*** Provided data

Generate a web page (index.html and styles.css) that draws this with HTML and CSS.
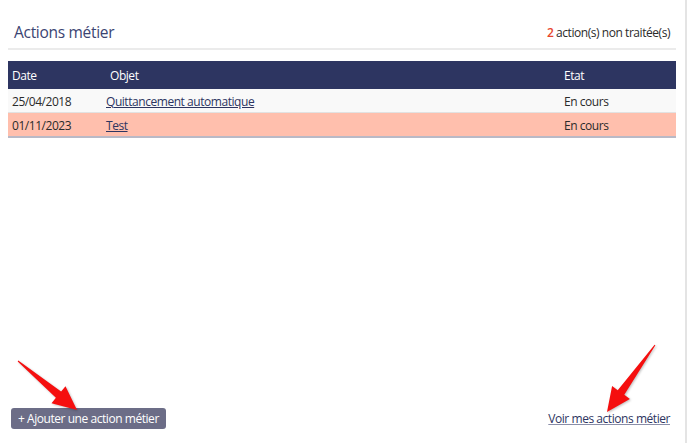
FILE: index.html
```html
<!DOCTYPE html>
<html lang="fr">
<head>
  <meta charset="UTF-8" />
  <meta name="viewport" content="width=device-width, initial-scale=1.0" />
  <title>Actions métier</title>
  <link rel="stylesheet" href="styles.css">
</head>
<body>
  <div class="panel">
    <div class="panel-header">
      <h2>Actions métier</h2>
      <span class="counter"><b>2</b> action(s) non traitée(s)</span>
    </div>

    <table class="actions">
      <thead>
        <tr>
          <th class="col-date">Date</th>
          <th class="col-objet">Objet</th>
          <th class="col-etat">Etat</th>
        </tr>
      </thead>
      <tbody>
        <tr>
          <td>25/04/2018</td>
          <td><a href="#">Quittancement automatique</a></td>
          <td>En cours</td>
        </tr>
        <tr class="late">
          <td>01/11/2023</td>
          <td><a href="#">Test</a></td>
          <td>En cours</td>
        </tr>
      </tbody>
    </table>

    <div class="panel-footer">
      <button class="btn-add">+ Ajouter une action métier</button>
      <a href="#" class="see-all">Voir mes actions métier</a>
    </div>
  </div>

  <!-- annotation arrows -->
  <svg class="arrows" viewBox="0 0 688 443" width="688" height="443">
    <polygon points="17.7,361.4 55.9,397.8 51.5,403.2 77,410 65.5,386.2 61.1,391.6 18.3,360.6"></polygon>
    <polygon points="654.6,344.7 617.7,390.2 612.1,386.1 607,412 629.9,398.9 624.3,394.8 655.4,345.3"></polygon>
  </svg>
</body>
</html>
```

FILE: styles.css
```css
:root {
  --navy: #2d3561;
  --title-color: #3b4472;
  --text-color: #2b2b2b;
  --late-bg: #ffbfad;
  --line-color: #ebebeb;
}

body {
  margin: 0;
  font-family: 'Open Sans', 'Noto Sans', sans-serif;
  font-size: 12px;
  letter-spacing: -0.45px;
  color: var(--text-color);
  background: #fff;
}

.panel {
  width: 668px;
  height: 443px;
  padding: 0 9px 0 8px;
  border-right: 2px solid #e4e4e4;
  display: flex;
  flex-direction: column;
}

.panel-header {
  display: flex;
  align-items: center;
  justify-content: space-between;
  height: 32px;
  padding: 16px 6px 0 6px;
  border-bottom: 2px solid var(--line-color);
}

.panel-header h2 {
  margin: 0;
  font-size: 15.5px;
  font-weight: normal;
  letter-spacing: -0.3px;
  color: var(--title-color);
}

.counter b {
  font-weight: 600;
  color: #e8452c;
}

.actions {
  margin-top: 11px;
  width: 100%;
  border-collapse: collapse;
}

.actions th {
  background-color: var(--navy);
  color: #fff;
  font-weight: normal;
  text-align: left;
  height: 28px;
  padding: 0 4px;
}

.actions th.col-objet {
  padding-left: 8px;
}

.col-date { width: 86px; }
.col-etat { width: 108px; }

.actions td {
  height: 22px;
  padding: 1px 4px 0 4px;
  background: #f9f9f9;
  border-bottom: 1px solid #e2e2e2;
}

.actions tr.late td {
  background: var(--late-bg);
  border-bottom: 2px solid #b9b9c6;
}

.actions a {
  color: var(--navy);
}

.panel-footer {
  margin-top: auto;
  display: flex;
  align-items: center;
  justify-content: space-between;
  padding: 0 6px 14px 3px;
}

.btn-add {
  font-family: inherit;
  font-size: 12px;
  letter-spacing: -0.45px;
  color: #fff;
  background-color: #6c6d87;
  border: none;
  border-radius: 3px;
  height: 21px;
  padding: 0 7px;
}

.see-all {
  color: var(--navy);
  text-decoration-color: #8a8ea8;
}

.arrows {
  position: absolute;
  top: 0;
  left: 0;
  pointer-events: none;
}

.arrows polygon {
  fill: #f50f0f;
  filter: drop-shadow(1px 1px 1px rgba(0, 0, 0, 0.25));
}
```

******

-- Required task --
Copy out every line of the material above exactly, skipping the pictures.

-- Response for this exercise --
Generate a web page (index.html and styles.css) that draws this with HTML and CSS.
FILE: index.html
```html
<!DOCTYPE html>
<html lang="fr">
<head>
  <meta charset="UTF-8" />
  <meta name="viewport" content="width=device-width, initial-scale=1.0" />
  <title>Actions métier</title>
  <link rel="stylesheet" href="styles.css">
</head>
<body>
  <div class="panel">
    <div class="panel-header">
      <h2>Actions métier</h2>
      <span class="counter"><b>2</b> action(s) non traitée(s)</span>
    </div>

    <table class="actions">
      <thead>
        <tr>
          <th class="col-date">Date</th>
          <th class="col-objet">Objet</th>
          <th class="col-etat">Etat</th>
        </tr>
      </thead>
      <tbody>
        <tr>
          <td>25/04/2018</td>
          <td><a href="#">Quittancement automatique</a></td>
          <td>En cours</td>
        </tr>
        <tr class="late">
          <td>01/11/2023</td>
          <td><a href="#">Test</a></td>
          <td>En cours</td>
        </tr>
      </tbody>
    </table>

    <div class="panel-footer">
      <button class="btn-add">+ Ajouter une action métier</button>
      <a href="#" class="see-all">Voir mes actions métier</a>
    </div>
  </div>

  <!-- annotation arrows -->
  <svg class="arrows" viewBox="0 0 688 443" width="688" height="443">
    <polygon points="17.7,361.4 55.9,397.8 51.5,403.2 77,410 65.5,386.2 61.1,391.6 18.3,360.6"></polygon>
    <polygon points="654.6,344.7 617.7,390.2 612.1,386.1 607,412 629.9,398.9 624.3,394.8 655.4,345.3"></polygon>
  </svg>
</body>
</html>
```

FILE: styles.css
```css
:root {
  --navy: #2d3561;
  --title-color: #3b4472;
  --text-color: #2b2b2b;
  --late-bg: #ffbfad;
  --line-color: #ebebeb;
}

body {
  margin: 0;
  font-family: 'Open Sans', 'Noto Sans', sans-serif;
  font-size: 12px;
  letter-spacing: -0.45px;
  color: var(--text-color);
  background: #fff;
}

.panel {
  width: 668px;
  height: 443px;
  padding: 0 9px 0 8px;
  border-right: 2px solid #e4e4e4;
  display: flex;
  flex-direction: column;
}

.panel-header {
  display: flex;
  align-items: center;
  justify-content: space-between;
  height: 32px;
  padding: 16px 6px 0 6px;
  border-bottom: 2px solid var(--line-color);
}

.panel-header h2 {
  margin: 0;
  font-size: 15.5px;
  font-weight: normal;
  letter-spacing: -0.3px;
  color: var(--title-color);
}

.counter b {
  font-weight: 600;
  color: #e8452c;
}

.actions {
  margin-top: 11px;
  width: 100%;
  border-collapse: collapse;
}

.actions th {
  background-color: var(--navy);
  color: #fff;
  font-weight: normal;
  text-align: left;
  height: 28px;
  padding: 0 4px;
}

.actions th.col-objet {
  padding-left: 8px;
}

.col-date { width: 86px; }
.col-etat { width: 108px; }

.actions td {
  height: 22px;
  padding: 1px 4px 0 4px;
  background: #f9f9f9;
  border-bottom: 1px solid #e2e2e2;
}

.actions tr.late td {
  background: var(--late-bg);
  border-bottom: 2px solid #b9b9c6;
}

.actions a {
  color: var(--navy);
}

.panel-footer {
  margin-top: auto;
  display: flex;
  align-items: center;
  justify-content: space-between;
  padding: 0 6px 14px 3px;
}

.btn-add {
  font-family: inherit;
  font-size: 12px;
  letter-spacing: -0.45px;
  color: #fff;
  background-color: #6c6d87;
  border: none;
  border-radius: 3px;
  height: 21px;
  padding: 0 7px;
}

.see-all {
  color: var(--navy);
  text-decoration-color: #8a8ea8;
}

.arrows {
  position: absolute;
  top: 0;
  left: 0;
  pointer-events: none;
}

.arrows polygon {
  fill: #f50f0f;
  filter: drop-shadow(1px 1px 1px rgba(0, 0, 0, 0.25));
}
```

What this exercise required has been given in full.